Christian Maldini (born 14 June 1996) is an Italian footballer who plays as a defender for Italian  club Lecco. A left-footed defender, Maldini is capable of playing as a centre-back and as a left-back.

Career

Early career
Maldini started his career at A.C. Milan Primavera but never broke through to the first team. In 2014, he spent half-season on loan at Brescia, but failed to make an appearance for the side. In honour of his late grandfather, Cesare, Maldini was named as the Milan Primavera captain for an Under-19 friendly match against Novara in April 2016.
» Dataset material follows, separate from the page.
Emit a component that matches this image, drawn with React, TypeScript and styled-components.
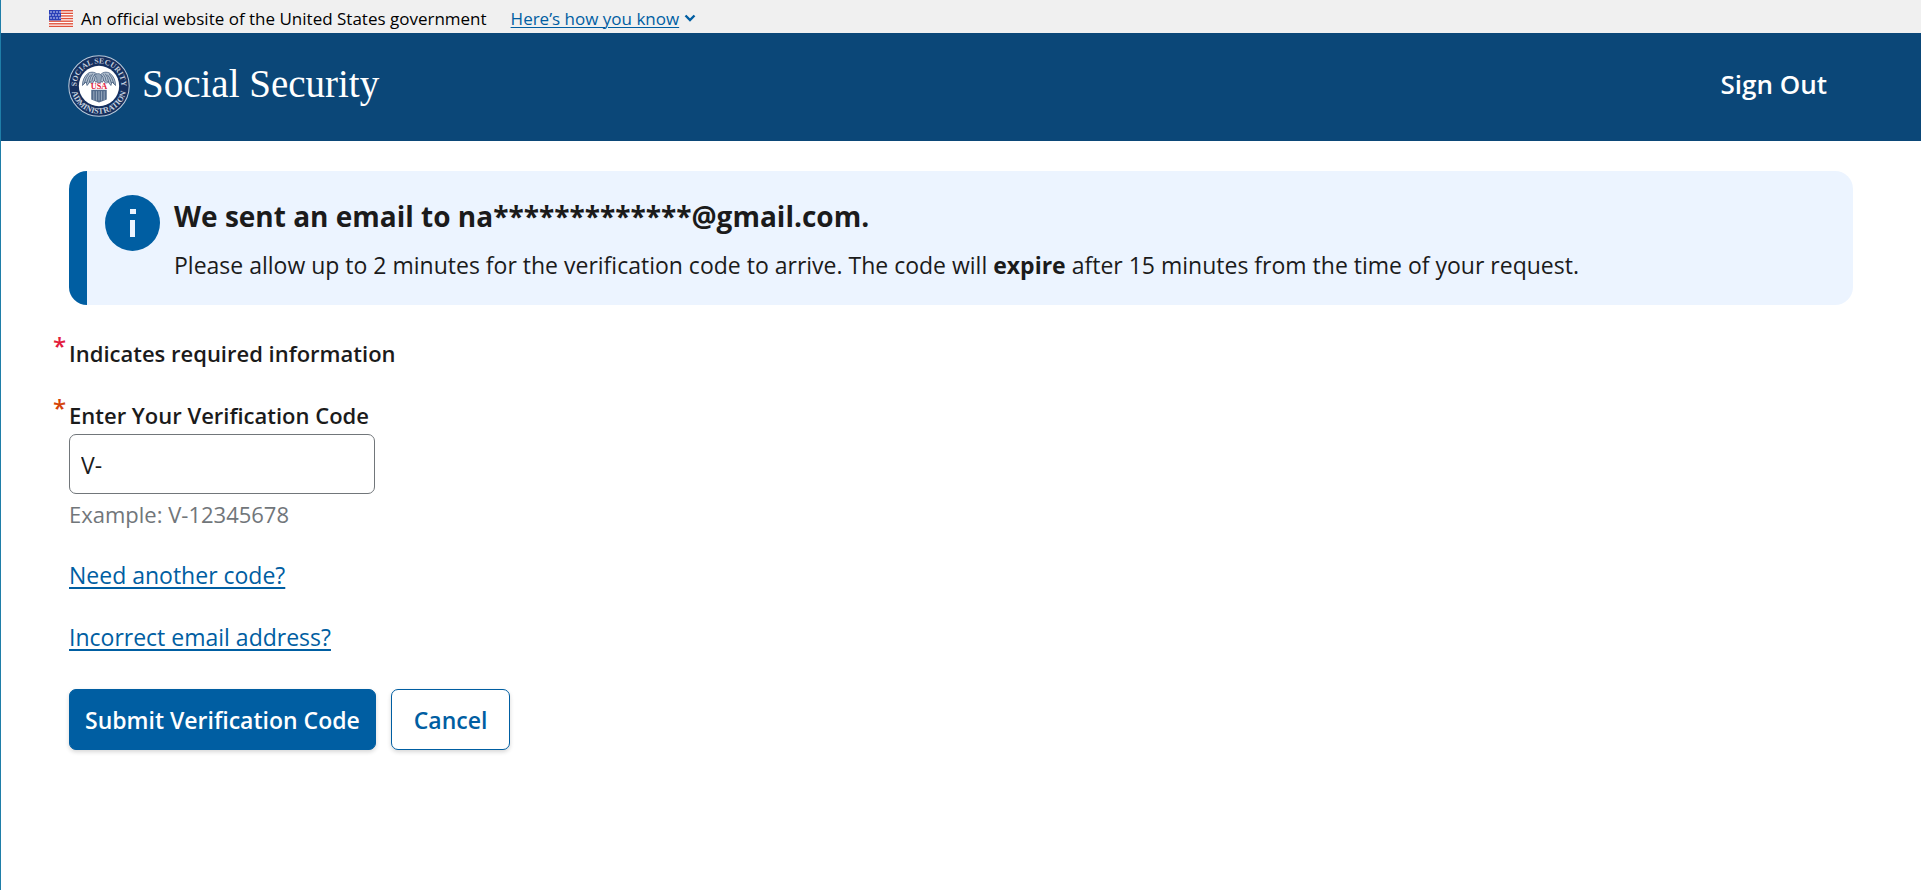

In July 2016, Maldini left Milan for Reggiana, and subsequently loaned out to Hamrun Spartans. On 18 September 2016, he made his professional debut in the Maltese Premier League, playing as a starter in a 3–1 victory against St. Andrews.

Later career
On 23 January 2017, Maldini's loan at Hamrun Spartans was terminated and he was released by Reggiana to join Pro Sesto in Serie D.

He spent the 2017–18 season with Serie C club Fondi. On 6 July 2018, he was unveiled as a new player of Serie C club Pro Piacenza.

Pro Piacenza experienced financial troubles in the winter of 2019, and on 5 February 2019 he signed with Fano until the end of the 2018–19 season. In November 2019, he returned to Pro Sesto.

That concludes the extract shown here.